• [ENTRIES SHOWN]
______
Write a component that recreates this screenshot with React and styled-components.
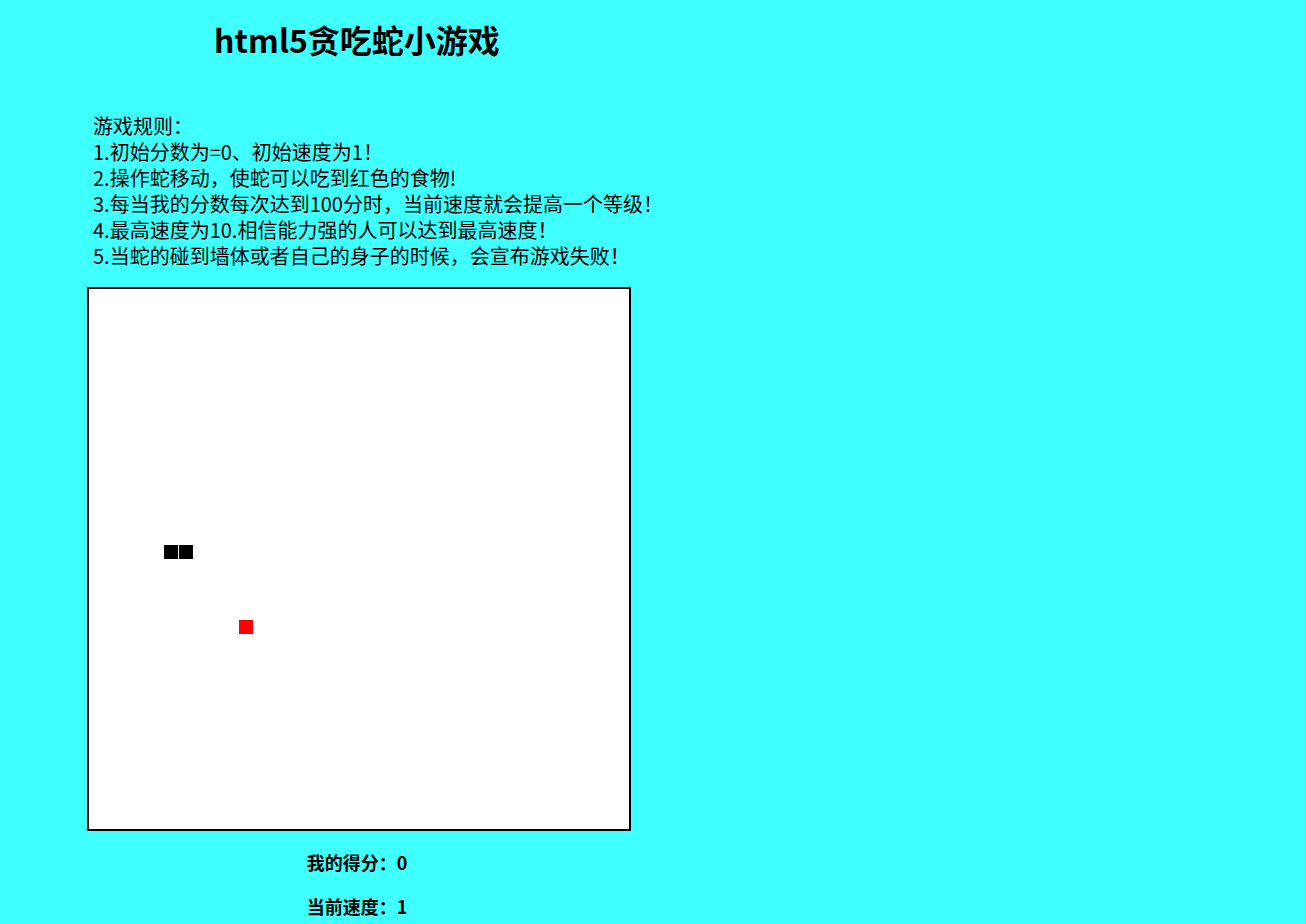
______
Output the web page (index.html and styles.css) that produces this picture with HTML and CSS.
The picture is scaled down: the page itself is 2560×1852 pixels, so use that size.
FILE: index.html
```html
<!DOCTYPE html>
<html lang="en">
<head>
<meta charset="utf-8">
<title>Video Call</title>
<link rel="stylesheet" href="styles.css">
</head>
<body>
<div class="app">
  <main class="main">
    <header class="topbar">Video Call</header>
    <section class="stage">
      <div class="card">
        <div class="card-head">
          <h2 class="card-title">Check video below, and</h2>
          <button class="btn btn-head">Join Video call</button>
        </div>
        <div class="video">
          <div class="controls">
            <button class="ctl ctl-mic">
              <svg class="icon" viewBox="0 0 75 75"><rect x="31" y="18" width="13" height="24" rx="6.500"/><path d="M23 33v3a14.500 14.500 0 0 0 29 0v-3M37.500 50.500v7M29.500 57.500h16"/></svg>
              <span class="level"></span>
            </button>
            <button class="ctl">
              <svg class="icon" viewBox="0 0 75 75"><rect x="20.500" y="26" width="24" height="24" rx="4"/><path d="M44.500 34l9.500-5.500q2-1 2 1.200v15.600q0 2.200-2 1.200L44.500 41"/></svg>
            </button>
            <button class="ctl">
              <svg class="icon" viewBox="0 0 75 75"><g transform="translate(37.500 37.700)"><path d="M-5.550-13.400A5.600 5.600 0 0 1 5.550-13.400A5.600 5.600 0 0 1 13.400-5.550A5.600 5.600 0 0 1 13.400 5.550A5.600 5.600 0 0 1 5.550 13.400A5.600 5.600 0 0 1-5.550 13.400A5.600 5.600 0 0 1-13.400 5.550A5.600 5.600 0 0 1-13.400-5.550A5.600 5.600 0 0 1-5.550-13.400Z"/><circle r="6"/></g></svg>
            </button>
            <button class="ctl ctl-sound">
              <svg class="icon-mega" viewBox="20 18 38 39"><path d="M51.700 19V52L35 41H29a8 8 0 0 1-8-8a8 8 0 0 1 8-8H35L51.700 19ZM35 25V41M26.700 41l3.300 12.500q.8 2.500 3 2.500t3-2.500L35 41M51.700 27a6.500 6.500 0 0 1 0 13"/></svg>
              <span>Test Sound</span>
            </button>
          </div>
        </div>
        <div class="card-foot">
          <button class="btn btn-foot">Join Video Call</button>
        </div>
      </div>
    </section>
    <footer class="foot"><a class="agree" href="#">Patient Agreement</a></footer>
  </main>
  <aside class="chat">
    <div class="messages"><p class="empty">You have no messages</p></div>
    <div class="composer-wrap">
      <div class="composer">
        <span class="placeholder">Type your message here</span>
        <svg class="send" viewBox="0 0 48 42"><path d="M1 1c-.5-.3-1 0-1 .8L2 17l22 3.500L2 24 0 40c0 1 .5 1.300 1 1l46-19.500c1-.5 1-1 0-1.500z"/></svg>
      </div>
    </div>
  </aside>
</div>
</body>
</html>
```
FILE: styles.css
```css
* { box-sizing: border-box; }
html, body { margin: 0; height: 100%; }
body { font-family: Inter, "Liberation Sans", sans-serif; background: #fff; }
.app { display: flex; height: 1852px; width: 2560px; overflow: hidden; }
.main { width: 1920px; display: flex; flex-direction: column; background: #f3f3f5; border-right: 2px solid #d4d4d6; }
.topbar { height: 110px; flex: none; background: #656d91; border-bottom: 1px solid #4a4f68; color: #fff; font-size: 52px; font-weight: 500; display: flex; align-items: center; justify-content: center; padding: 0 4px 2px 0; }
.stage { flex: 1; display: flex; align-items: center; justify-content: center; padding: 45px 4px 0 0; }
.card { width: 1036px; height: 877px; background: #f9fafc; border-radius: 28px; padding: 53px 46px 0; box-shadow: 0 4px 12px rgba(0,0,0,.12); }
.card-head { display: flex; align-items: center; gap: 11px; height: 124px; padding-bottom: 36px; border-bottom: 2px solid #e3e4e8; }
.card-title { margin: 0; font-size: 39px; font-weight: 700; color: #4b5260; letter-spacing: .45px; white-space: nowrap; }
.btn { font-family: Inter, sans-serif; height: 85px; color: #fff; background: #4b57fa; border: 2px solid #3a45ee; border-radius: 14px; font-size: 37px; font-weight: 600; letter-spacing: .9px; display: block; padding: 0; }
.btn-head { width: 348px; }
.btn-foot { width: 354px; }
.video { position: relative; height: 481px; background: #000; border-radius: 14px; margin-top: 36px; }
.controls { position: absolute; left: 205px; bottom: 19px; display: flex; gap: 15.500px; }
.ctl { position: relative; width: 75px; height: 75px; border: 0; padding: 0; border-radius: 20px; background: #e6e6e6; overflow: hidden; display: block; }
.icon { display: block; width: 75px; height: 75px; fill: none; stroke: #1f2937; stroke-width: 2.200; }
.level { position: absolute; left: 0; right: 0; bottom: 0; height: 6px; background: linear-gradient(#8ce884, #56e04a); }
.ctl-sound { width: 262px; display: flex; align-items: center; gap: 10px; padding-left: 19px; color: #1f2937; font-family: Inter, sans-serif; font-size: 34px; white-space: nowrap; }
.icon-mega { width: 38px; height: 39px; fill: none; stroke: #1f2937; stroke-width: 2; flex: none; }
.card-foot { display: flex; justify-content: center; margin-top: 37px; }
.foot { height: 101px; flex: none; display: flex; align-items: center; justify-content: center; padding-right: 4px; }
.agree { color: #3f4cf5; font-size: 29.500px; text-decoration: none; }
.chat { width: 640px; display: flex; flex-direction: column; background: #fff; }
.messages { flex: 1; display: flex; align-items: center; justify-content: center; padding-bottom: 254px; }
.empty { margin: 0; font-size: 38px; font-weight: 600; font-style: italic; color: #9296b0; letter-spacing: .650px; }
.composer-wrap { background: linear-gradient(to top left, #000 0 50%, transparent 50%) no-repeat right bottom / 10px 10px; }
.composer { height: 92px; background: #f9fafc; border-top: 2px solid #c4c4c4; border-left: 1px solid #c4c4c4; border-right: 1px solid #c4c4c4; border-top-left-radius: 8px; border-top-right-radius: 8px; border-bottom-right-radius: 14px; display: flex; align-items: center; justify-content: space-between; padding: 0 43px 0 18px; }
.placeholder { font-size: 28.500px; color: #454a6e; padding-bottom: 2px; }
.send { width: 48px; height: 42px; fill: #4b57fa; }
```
______
Identify the lines in the entries above that contain "styles", then copy them out.

Output the web page (index.html and styles.css) that produces this picture with HTML and CSS.
<link rel="stylesheet" href="styles.css">
FILE: styles.css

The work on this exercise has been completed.